IT WAS the Revd Bryan Hackett, Priest-in-Charge of St Mary’s, Prestwich, who had the idea of mounting a series of Stations of the Resurrection around the nave of one of the oldest, most atmospheric medieval churches of the Manchester diocese. Casting around for an artist of similar vision, he stumbled across just such a series painted by the Malvern-based artist Nigel Groom.
A glance at the internet showed Groom’s paintings to be perfect for the task. First displayed at Buckfast Abbey in 2010, and conceived from the outset as a sequence, his Stations of the Resurrection are evocative, beautifully compact, and strikingly contrasted: icons in their way, each a tiny window into some aspect of the events between the resurrection and Pentecost, as evoked in the Gospels and Acts.
It was Sister Laurentia of Stanbrook Abbey, then based outside Worcester before it moved to the North York Moors, who first suggested to Groom, a former member of an Augustinian community, African lay worker, retired Jungian therapist, and now a spiritual adviser as well as visionary artist, the idea of following his 2009 Stations of the Cross sequence with Stations of the Resurrection — a kind of via lucis to take up from the via crucis: an idea explored by a number of earlier artists looking to devise, with varying selections, an informal “sequence”.
The suggestion sent Groom back to rereading later parts of the Gospels with a fresh eye. The results, as witnessed at St Mary’s, are striking. Each of the 12 images catches the nave’s shifting light in an appealing way; each draws the eye inexorably to prise out a text-related message. All are in acrylics, but the methods vary, suggesting perhaps half a dozen basic root ideas.
A candle-like Pentecostal flame, red and yellow, licks round a firm, rather dominant white cross in a side aisle: abstract, but urgent and alive. A comparable abstract — blocks of scarlet and black, solid, reassuring — represents “He is not here, he has been raised,” the first in the sequence. By contrast, “Then their eyes were opened”, a strongly lit white Christ presiding afresh as at the Last Supper, is set against beguiling, calming blues, which reappear for a comforting but mysterious companion piece “Come and have breakfast” (John 21.9-14). The former presides prominently above the chancel; the latter (no. 8) lures you to the north-west corner.
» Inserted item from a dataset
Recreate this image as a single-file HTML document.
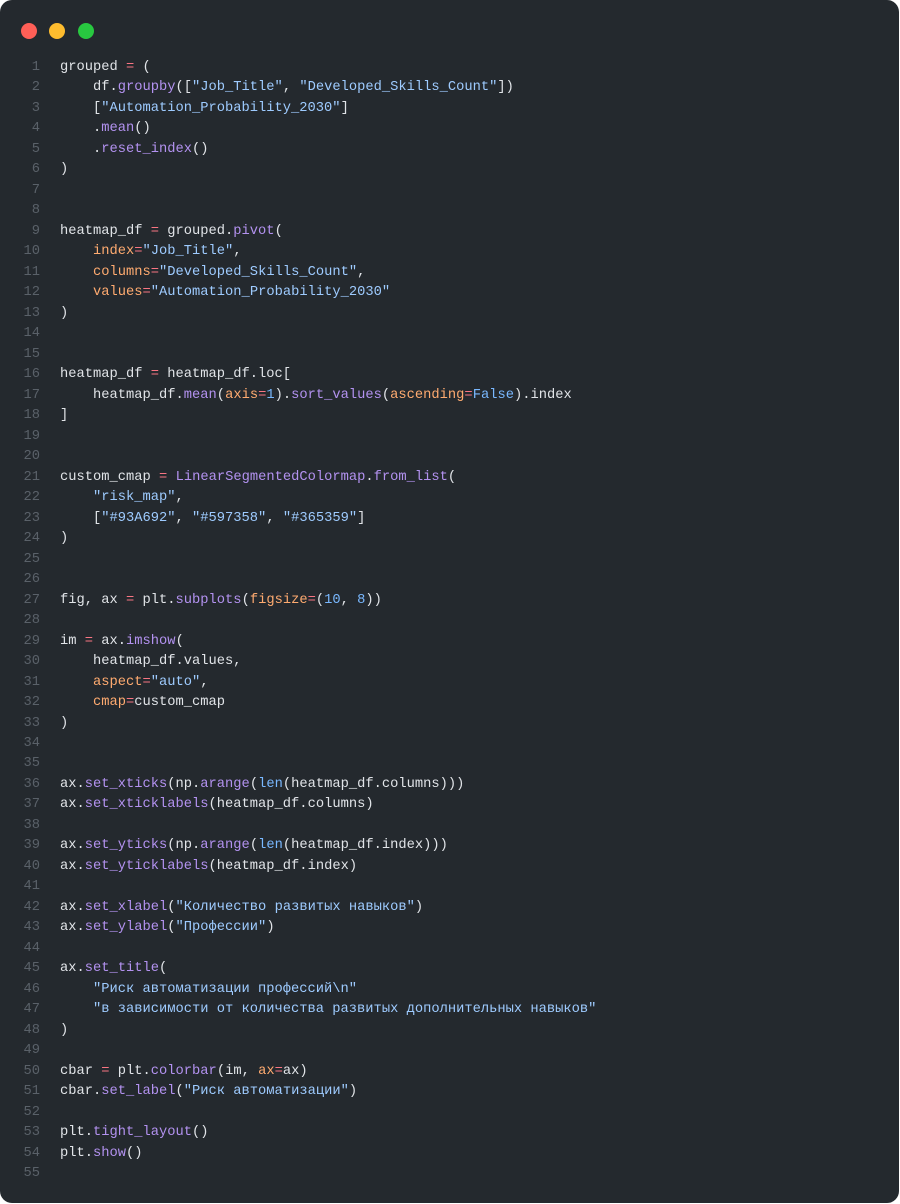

Dominating the west (tower) end of St Mary’s is Groom’s response to the ascension, one of three paintings where he has not been afraid, as he puts it, to “wield the palette knife and throw paint around”. The flurry of whirling, many-coloured acrylics put me in mind of my first visit to a major Gallery of Modern Art, in Basle, countless years ago, where Legers and Miros and Kandinskys left one goggle-eyed with youthful amazement. What is exciting here (as also in no. 12, “Saul, Saul, why do you persecute me?”) is the way in which Groom contrives amid the elaborate tracery, tumbling and cascading, to let the figures of Christ and Paul peer eerily through the efflorescence of colour.
A similar eeriness peoples three images (the entire sequence is done on 3ft-square canvases) in which warm layerings of blue, yellow, and orange skies (as in no. 10, “Remember, I am with you always”, or no. 4, the Road to Emmaus sequence from Luke 24) rise above purple or, in the latter, shadowed landscapes.
Groom goes one further in “Do not hold on to me”, in which the risen Christ warns the reaching Mary Magdalene that he is not yet ascended. The geometric way in which a rectangle houses the two figures, and their silhouetting against a serenely layered sky that seems to proclaim hope and renewal, is typical of the reflection and insight of Groom’s work.
My own favourite pair were in a different vein yet again. “Why do you look for the living among the dead?” — the angels’ response to the women bringing spices — catches in the browns and the lemony yellows that the artist favours the feeling of space (the tomb is open) and yet also constriction, which matches the slightly expressionistic elusiveness (compare no. 8) of some of the figures.
“My Lord and my God” (Thomas’s confession, John 20) shows a pair of purple hands almost sprouting from a swathed cross, a bit like a burning bush. The effect, as with so many of this series, and with Groom’s Stations of the Cross, is both beautiful and thought-provoking.
At St Mary’s, Prestwich, until Pentecost; then, from 7 to 16 June, part of “Faith Through Art”, in the Hub Gallery at Christ Church, Cheltenham.